I suppose my real problems have arisen quite recently; James was the easiest kind of baby there is. He could sit happily in a swing while I went to the bathroom or cooked dinner. He rarely cried without a good reason. I couldn't help thinking, way back then, that parenting a newborn wasn't as difficult as I was expecting (then #2 came along, and boy, did he prove me wrong).

When James was a toddler, the story was much the same. While I sometimes worried about him, wanting to make sure he met his "milestones" when he should, there still weren't many problems. He was easy to discipline and listened exceptionally well. The terrible twos were markedly mild, and on the whole the threes have been fairly uneventful.
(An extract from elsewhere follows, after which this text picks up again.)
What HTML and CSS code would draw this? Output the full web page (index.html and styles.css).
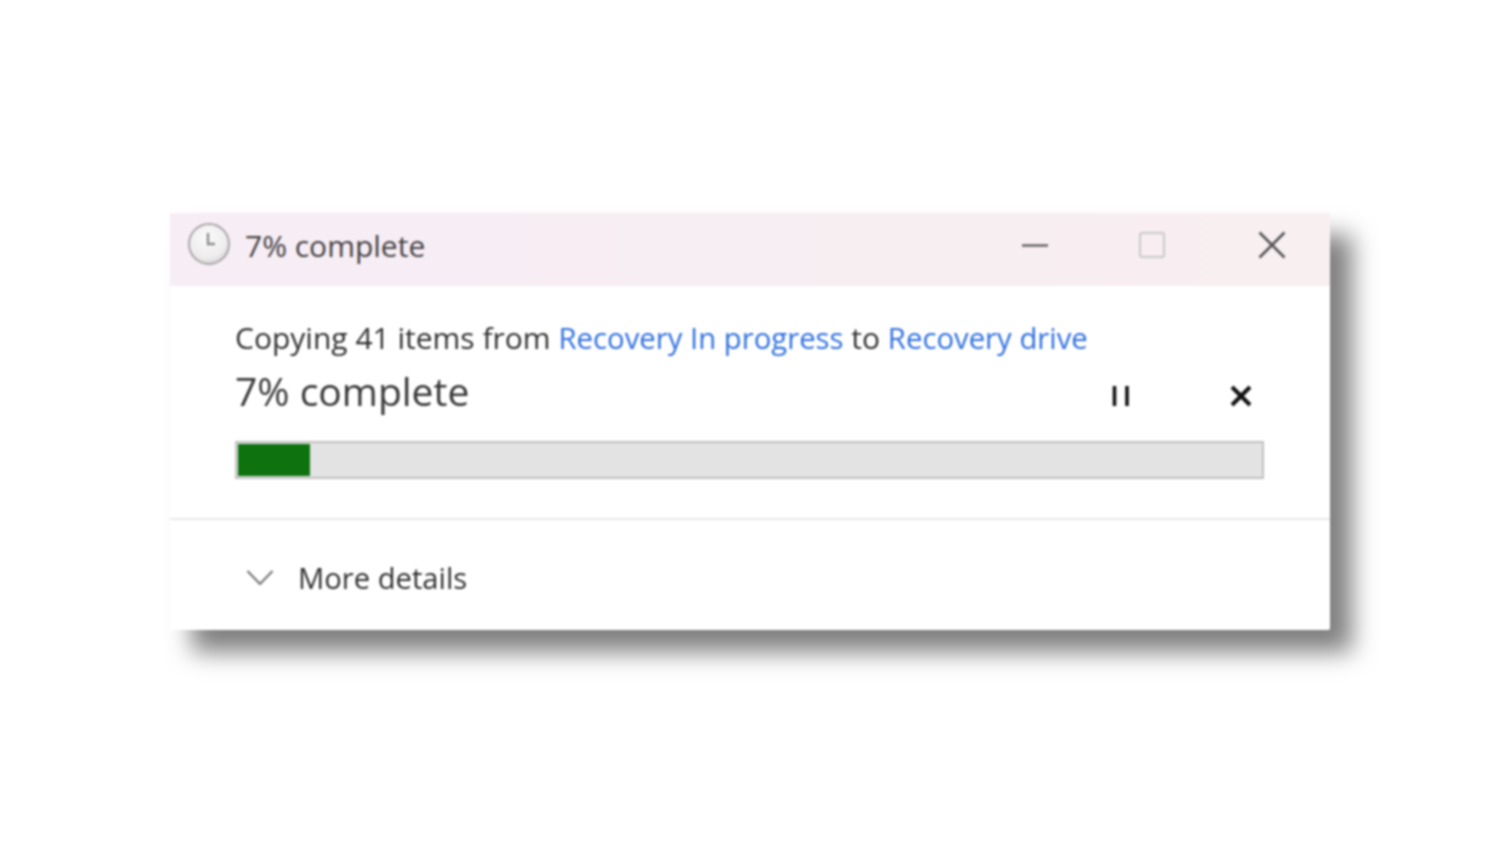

But now, my little one, my first born, is swiftly changing from toddler in to boy. Sometimes I'm shocked at how much of a little personality he has--how grown up he seems. And then I realize, it's just that he's not a baby anymore. And I think we're both having some problems with the transition.
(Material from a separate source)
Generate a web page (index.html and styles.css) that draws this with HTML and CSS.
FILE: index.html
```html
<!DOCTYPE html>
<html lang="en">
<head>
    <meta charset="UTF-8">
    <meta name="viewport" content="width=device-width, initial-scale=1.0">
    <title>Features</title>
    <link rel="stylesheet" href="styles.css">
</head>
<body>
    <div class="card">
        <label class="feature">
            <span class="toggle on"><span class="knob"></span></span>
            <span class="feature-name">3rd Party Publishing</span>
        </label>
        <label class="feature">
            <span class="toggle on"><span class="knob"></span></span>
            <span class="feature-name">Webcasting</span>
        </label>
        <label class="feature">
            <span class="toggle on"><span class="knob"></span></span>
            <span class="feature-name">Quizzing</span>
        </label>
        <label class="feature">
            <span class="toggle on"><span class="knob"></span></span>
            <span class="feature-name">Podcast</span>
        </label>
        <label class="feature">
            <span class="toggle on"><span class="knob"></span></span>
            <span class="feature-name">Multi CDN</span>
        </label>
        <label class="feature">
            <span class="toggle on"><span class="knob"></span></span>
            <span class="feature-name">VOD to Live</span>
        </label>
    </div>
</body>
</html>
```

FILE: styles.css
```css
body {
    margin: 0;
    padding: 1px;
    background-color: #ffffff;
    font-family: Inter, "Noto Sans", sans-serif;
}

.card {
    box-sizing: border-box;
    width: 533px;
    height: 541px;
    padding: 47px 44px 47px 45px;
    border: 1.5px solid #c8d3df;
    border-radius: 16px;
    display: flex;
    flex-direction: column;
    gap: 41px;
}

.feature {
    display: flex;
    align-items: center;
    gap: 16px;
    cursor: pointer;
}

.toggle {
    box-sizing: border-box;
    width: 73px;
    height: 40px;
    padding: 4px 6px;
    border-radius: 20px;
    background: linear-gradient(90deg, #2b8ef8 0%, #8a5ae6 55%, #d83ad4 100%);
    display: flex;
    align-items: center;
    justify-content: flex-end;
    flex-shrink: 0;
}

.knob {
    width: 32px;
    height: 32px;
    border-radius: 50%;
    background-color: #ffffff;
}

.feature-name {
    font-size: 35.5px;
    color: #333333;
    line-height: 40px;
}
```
A month or so ago, James started changing in a way I didn't like at all. He has become increasingly moody, lazy, and disinterested in the world around him. It's like pulling teeth to get him to play with a toy, and he can quite often be found brooding on the couch, thumb in mouth, pouting that he can't watch TV.

Initially I chalked this up to my own lack of energy in the preceding months. I wasn't the same Mommy I used to be from August to October. We didn't do nearly as much as normal, because I was having severe, all day "morning" sickness. We did a lot more sitting in the grass reading books than we did running around the park. I thought once I started feeling better and got us out of the house more, he'd snap out of it.
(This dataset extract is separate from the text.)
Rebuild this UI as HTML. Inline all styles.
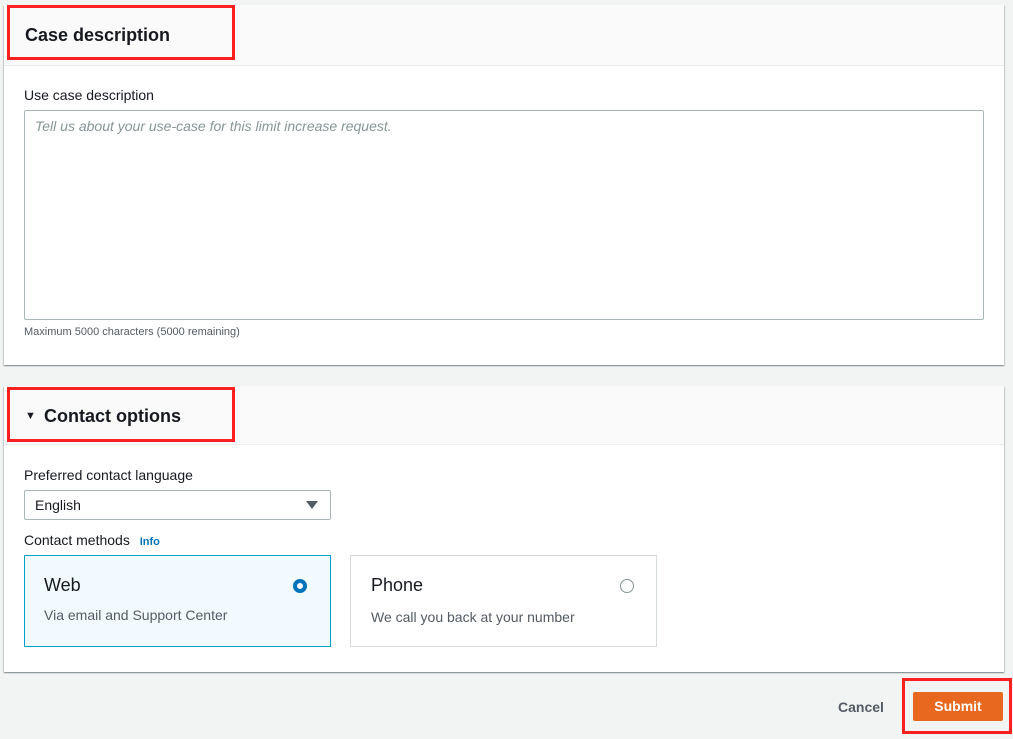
<!DOCTYPE html>
<html><head><style>
body{margin:0;width:1013px;height:739px;background:#f2f3f3;font-family:"Liberation Sans",sans-serif;position:relative;overflow:hidden;color:#16191f}
.a{position:absolute}
.panel{position:absolute;left:4px;width:1000px;background:#fff;box-shadow:0 1px 1px rgba(0,28,36,.3),1px 1px 1px rgba(0,28,36,.15),-1px 1px 1px rgba(0,28,36,.15)}
.hdr{position:absolute;left:0;top:0;width:1000px;background:#fafafa;border-bottom:1px solid #eaeded}
.red{position:absolute;border:3px solid #fa2020;box-sizing:border-box}
.lbl{font-size:14px;color:#16191f}
</style></head><body>
<div class="panel" style="top:5px;height:360px">
 <div class="hdr" style="height:60px"></div>
 <div class="a" style="left:21px;top:20px;font-size:18px;font-weight:bold">Case description</div>
 <div class="a lbl" style="left:20px;top:82px">Use case description</div>
 <div class="a" style="left:20px;top:105px;width:958px;height:208px;border:1px solid #aab7b8;border-radius:2px"></div>
 <div class="a" style="left:31px;top:113px;font-size:14px;font-style:italic;color:#879596">Tell us about your use-case for this limit increase request.</div>
 <div class="a" style="left:20px;top:321px;font-size:11px;color:#545b64">Maximum 5000 characters (5000 remaining)</div>
</div>
<div class="red" style="left:7px;top:5px;width:228px;height:55px"></div>
<div class="panel" style="top:386px;height:286px">
 <div class="hdr" style="height:58px"></div>
 <div class="a" style="left:21px;top:24px;font-size:11px">▼</div>
 <div class="a" style="left:40px;top:20px;font-size:18px;font-weight:bold">Contact options</div>
 <div class="a lbl" style="left:20px;top:81px">Preferred contact language</div>
 <div class="a" style="left:20px;top:104px;width:305px;height:28px;border:1px solid #aab7b8;border-radius:2px"></div>
 <div class="a lbl" style="left:31px;top:111px">English</div>
 <div class="a" style="left:302px;top:115px;width:0;height:0;border-left:6px solid transparent;border-right:6px solid transparent;border-top:8px solid #545b64"></div>
 <div class="a lbl" style="left:20px;top:146px">Contact methods <span style="font-size:11px;font-weight:bold;color:#0073bb;margin-left:6px">Info</span></div>
 <div class="a" style="left:20px;top:169px;width:305px;height:90px;border:1px solid #00a1c9;background:#f1faff"></div>
 <div class="a" style="left:40px;top:189px;font-size:18px">Web</div>
 <div class="a" style="left:40px;top:221px;font-size:14px;color:#545b64">Via email and Support Center</div>
 <div class="a" style="left:289px;top:193px;width:6px;height:6px;border:4px solid #0073bb;border-radius:50%;background:#fff"></div>
 <div class="a" style="left:346px;top:169px;width:305px;height:90px;border:1px solid #d5dbdb;background:#fff"></div>
 <div class="a" style="left:367px;top:189px;font-size:18px">Phone</div>
 <div class="a" style="left:367px;top:223px;font-size:14px;color:#545b64">We call you back at your number</div>
 <div class="a" style="left:616px;top:193px;width:12px;height:12px;border:1px solid #879596;border-radius:50%"></div>
</div>
<div class="red" style="left:7px;top:387px;width:228px;height:55px"></div>
<div class="a" style="left:838px;top:699px;font-size:14px;font-weight:bold;color:#545b64">Cancel</div>
<div class="a" style="left:913px;top:692px;width:90px;height:29px;background:#e9681f;border-radius:2px;color:#fff;font-size:14px;font-weight:bold;text-align:center;line-height:29px">Submit</div>
<div class="red" style="left:902px;top:678px;width:110px;height:56px"></div>
</body></html>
The opposite has been true. The problem was exacerbated when my husband introduced him to his XBox. This was a terrible choice for a child that's already obsessed with sitting on the couch; I wish I would have protested it. But, I must be honest, it was nice to see a spark of happiness in his eyes, and it was terribly cute how excited he got to play "Lego the Company," (as he calls the Lego: Indiana Jones video game his dad gave him to play).

Video games have now become an obsession. I've been setting limits and denying him, but our days are peppered with requests to play the game. I spend more time thinking of other things for him to do than I ever have before. I feel like we're sinking, and I'm afraid I don't know the way out of this hole. His moodiness has gotten worse, and it's hard to get him out of his little fog of electronic bliss. He doesn't even get excited to see his grandparents anymore--and they're the kind that hide candy in your pockets and bring you toys every time they visit.

I was thinking last night, as I lay in bed worrying about this problem, that this is our first real "big boy" struggle. He's developing distinct interests, and problems like this are bound to come up again. I'm not always going to like how he chooses to spend his time, and I have a feeling we'll spend quite a bit of time struggling over it.

For now, I'll keep denying and keep trying to get him interested in less reclusive activities. But I think both of us have a long road before we totally figure this out. We start ice skating lessons on Saturday, and he's getting a slew of actual Legos and other real toys for his birthday on Sunday. I'm hoping something catches his interest and helps me wean him from his video game addiction.

I'm definitely open to suggestions. But please, curb the judging on why I let my 4-year-old play video games in the first place. I'm still trying to figure out why I let that happen.